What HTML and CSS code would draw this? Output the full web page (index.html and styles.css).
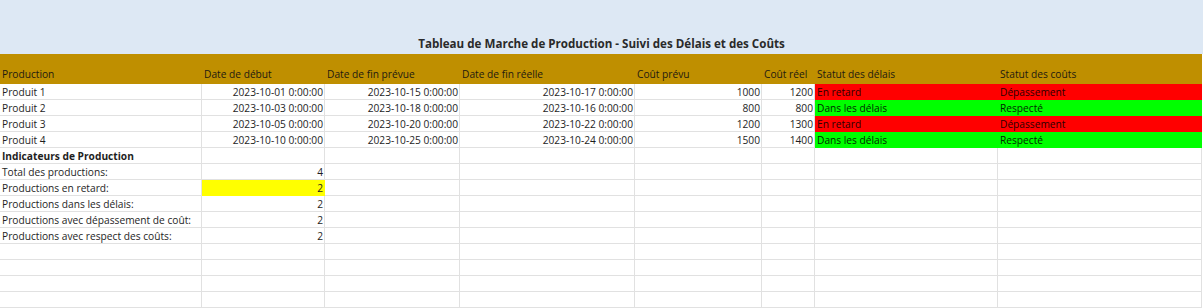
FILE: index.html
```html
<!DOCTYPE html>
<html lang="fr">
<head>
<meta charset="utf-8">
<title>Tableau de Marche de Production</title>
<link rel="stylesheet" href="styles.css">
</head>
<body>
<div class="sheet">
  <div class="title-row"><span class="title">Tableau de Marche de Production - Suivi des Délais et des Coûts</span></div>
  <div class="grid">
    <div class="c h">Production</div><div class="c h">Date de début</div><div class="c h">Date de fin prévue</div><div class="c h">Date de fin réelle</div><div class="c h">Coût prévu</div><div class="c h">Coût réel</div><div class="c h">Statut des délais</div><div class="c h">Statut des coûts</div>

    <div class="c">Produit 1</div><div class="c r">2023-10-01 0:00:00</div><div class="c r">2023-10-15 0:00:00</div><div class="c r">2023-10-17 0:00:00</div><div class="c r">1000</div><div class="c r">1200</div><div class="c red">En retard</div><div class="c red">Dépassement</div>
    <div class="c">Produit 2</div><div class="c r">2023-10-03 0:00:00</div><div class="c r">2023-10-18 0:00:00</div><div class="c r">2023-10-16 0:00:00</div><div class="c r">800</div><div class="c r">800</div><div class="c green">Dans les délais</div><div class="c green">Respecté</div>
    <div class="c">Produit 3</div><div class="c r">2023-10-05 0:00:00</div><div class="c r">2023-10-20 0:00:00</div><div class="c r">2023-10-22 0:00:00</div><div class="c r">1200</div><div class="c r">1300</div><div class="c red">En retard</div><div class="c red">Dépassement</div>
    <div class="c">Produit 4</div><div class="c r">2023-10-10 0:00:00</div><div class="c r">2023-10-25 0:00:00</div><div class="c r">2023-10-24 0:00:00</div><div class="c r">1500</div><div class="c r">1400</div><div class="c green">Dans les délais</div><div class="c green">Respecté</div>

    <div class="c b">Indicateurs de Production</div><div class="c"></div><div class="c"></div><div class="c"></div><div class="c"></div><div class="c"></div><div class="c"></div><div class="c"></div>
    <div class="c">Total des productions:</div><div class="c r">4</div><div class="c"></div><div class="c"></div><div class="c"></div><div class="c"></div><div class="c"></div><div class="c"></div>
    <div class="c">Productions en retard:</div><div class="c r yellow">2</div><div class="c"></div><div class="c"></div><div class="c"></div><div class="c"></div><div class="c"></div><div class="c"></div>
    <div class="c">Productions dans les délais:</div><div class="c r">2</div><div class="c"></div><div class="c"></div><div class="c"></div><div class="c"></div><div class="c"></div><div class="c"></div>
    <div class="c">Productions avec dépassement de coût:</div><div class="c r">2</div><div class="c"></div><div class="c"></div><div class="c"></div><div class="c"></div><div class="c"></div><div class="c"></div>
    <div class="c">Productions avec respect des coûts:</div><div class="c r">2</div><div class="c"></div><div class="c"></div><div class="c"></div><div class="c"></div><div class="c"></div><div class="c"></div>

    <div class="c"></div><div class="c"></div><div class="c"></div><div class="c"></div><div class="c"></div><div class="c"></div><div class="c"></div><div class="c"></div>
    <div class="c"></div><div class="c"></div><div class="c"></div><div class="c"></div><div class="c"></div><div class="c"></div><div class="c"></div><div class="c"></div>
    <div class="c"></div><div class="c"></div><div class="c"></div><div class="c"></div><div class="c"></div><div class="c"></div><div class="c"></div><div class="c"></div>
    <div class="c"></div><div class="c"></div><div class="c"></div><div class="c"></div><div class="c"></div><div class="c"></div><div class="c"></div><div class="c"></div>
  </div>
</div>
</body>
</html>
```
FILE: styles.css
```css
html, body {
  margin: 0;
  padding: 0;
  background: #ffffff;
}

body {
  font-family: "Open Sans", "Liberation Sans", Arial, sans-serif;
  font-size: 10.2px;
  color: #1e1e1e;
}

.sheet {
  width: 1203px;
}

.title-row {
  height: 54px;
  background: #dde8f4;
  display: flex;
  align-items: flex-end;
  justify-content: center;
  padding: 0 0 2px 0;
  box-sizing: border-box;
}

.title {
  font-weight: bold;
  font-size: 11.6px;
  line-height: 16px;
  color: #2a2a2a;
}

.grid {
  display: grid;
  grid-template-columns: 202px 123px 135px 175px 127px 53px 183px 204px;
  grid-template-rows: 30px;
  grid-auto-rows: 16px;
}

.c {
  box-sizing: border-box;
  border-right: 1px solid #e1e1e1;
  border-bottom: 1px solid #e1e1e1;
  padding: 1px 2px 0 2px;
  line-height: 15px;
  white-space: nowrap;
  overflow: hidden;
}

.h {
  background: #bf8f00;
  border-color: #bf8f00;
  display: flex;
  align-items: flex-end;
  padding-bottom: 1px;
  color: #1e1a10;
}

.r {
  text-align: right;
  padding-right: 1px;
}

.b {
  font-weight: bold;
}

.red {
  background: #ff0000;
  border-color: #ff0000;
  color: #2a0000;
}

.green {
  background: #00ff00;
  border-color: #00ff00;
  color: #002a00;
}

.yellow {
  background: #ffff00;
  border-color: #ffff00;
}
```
○ ○ ○
[GIVEN REQUEST] Print the full listing exactly, dropping the pictures.

[TASK RESULT]
What HTML and CSS code would draw this? Output the full web page (index.html and styles.css).
FILE: index.html
```html
<!DOCTYPE html>
<html lang="fr">
<head>
<meta charset="utf-8">
<title>Tableau de Marche de Production</title>
<link rel="stylesheet" href="styles.css">
</head>
<body>
<div class="sheet">
  <div class="title-row"><span class="title">Tableau de Marche de Production - Suivi des Délais et des Coûts</span></div>
  <div class="grid">
    <div class="c h">Production</div><div class="c h">Date de début</div><div class="c h">Date de fin prévue</div><div class="c h">Date de fin réelle</div><div class="c h">Coût prévu</div><div class="c h">Coût réel</div><div class="c h">Statut des délais</div><div class="c h">Statut des coûts</div>

    <div class="c">Produit 1</div><div class="c r">2023-10-01 0:00:00</div><div class="c r">2023-10-15 0:00:00</div><div class="c r">2023-10-17 0:00:00</div><div class="c r">1000</div><div class="c r">1200</div><div class="c red">En retard</div><div class="c red">Dépassement</div>
    <div class="c">Produit 2</div><div class="c r">2023-10-03 0:00:00</div><div class="c r">2023-10-18 0:00:00</div><div class="c r">2023-10-16 0:00:00</div><div class="c r">800</div><div class="c r">800</div><div class="c green">Dans les délais</div><div class="c green">Respecté</div>
    <div class="c">Produit 3</div><div class="c r">2023-10-05 0:00:00</div><div class="c r">2023-10-20 0:00:00</div><div class="c r">2023-10-22 0:00:00</div><div class="c r">1200</div><div class="c r">1300</div><div class="c red">En retard</div><div class="c red">Dépassement</div>
    <div class="c">Produit 4</div><div class="c r">2023-10-10 0:00:00</div><div class="c r">2023-10-25 0:00:00</div><div class="c r">2023-10-24 0:00:00</div><div class="c r">1500</div><div class="c r">1400</div><div class="c green">Dans les délais</div><div class="c green">Respecté</div>

    <div class="c b">Indicateurs de Production</div><div class="c"></div><div class="c"></div><div class="c"></div><div class="c"></div><div class="c"></div><div class="c"></div><div class="c"></div>
    <div class="c">Total des productions:</div><div class="c r">4</div><div class="c"></div><div class="c"></div><div class="c"></div><div class="c"></div><div class="c"></div><div class="c"></div>
    <div class="c">Productions en retard:</div><div class="c r yellow">2</div><div class="c"></div><div class="c"></div><div class="c"></div><div class="c"></div><div class="c"></div><div class="c"></div>
    <div class="c">Productions dans les délais:</div><div class="c r">2</div><div class="c"></div><div class="c"></div><div class="c"></div><div class="c"></div><div class="c"></div><div class="c"></div>
    <div class="c">Productions avec dépassement de coût:</div><div class="c r">2</div><div class="c"></div><div class="c"></div><div class="c"></div><div class="c"></div><div class="c"></div><div class="c"></div>
    <div class="c">Productions avec respect des coûts:</div><div class="c r">2</div><div class="c"></div><div class="c"></div><div class="c"></div><div class="c"></div><div class="c"></div><div class="c"></div>

    <div class="c"></div><div class="c"></div><div class="c"></div><div class="c"></div><div class="c"></div><div class="c"></div><div class="c"></div><div class="c"></div>
    <div class="c"></div><div class="c"></div><div class="c"></div><div class="c"></div><div class="c"></div><div class="c"></div><div class="c"></div><div class="c"></div>
    <div class="c"></div><div class="c"></div><div class="c"></div><div class="c"></div><div class="c"></div><div class="c"></div><div class="c"></div><div class="c"></div>
    <div class="c"></div><div class="c"></div><div class="c"></div><div class="c"></div><div class="c"></div><div class="c"></div><div class="c"></div><div class="c"></div>
  </div>
</div>
</body>
</html>
```
FILE: styles.css
```css
html, body {
  margin: 0;
  padding: 0;
  background: #ffffff;
}

body {
  font-family: "Open Sans", "Liberation Sans", Arial, sans-serif;
  font-size: 10.2px;
  color: #1e1e1e;
}

.sheet {
  width: 1203px;
}

.title-row {
  height: 54px;
  background: #dde8f4;
  display: flex;
  align-items: flex-end;
  justify-content: center;
  padding: 0 0 2px 0;
  box-sizing: border-box;
}

.title {
  font-weight: bold;
  font-size: 11.6px;
  line-height: 16px;
  color: #2a2a2a;
}

.grid {
  display: grid;
  grid-template-columns: 202px 123px 135px 175px 127px 53px 183px 204px;
  grid-template-rows: 30px;
  grid-auto-rows: 16px;
}

.c {
  box-sizing: border-box;
  border-right: 1px solid #e1e1e1;
  border-bottom: 1px solid #e1e1e1;
  padding: 1px 2px 0 2px;
  line-height: 15px;
  white-space: nowrap;
  overflow: hidden;
}

.h {
  background: #bf8f00;
  border-color: #bf8f00;
  display: flex;
  align-items: flex-end;
  padding-bottom: 1px;
  color: #1e1a10;
}

.r {
  text-align: right;
  padding-right: 1px;
}

.b {
  font-weight: bold;
}

.red {
  background: #ff0000;
  border-color: #ff0000;
  color: #2a0000;
}

.green {
  background: #00ff00;
  border-color: #00ff00;
  color: #002a00;
}

.yellow {
  background: #ffff00;
  border-color: #ffff00;
}
```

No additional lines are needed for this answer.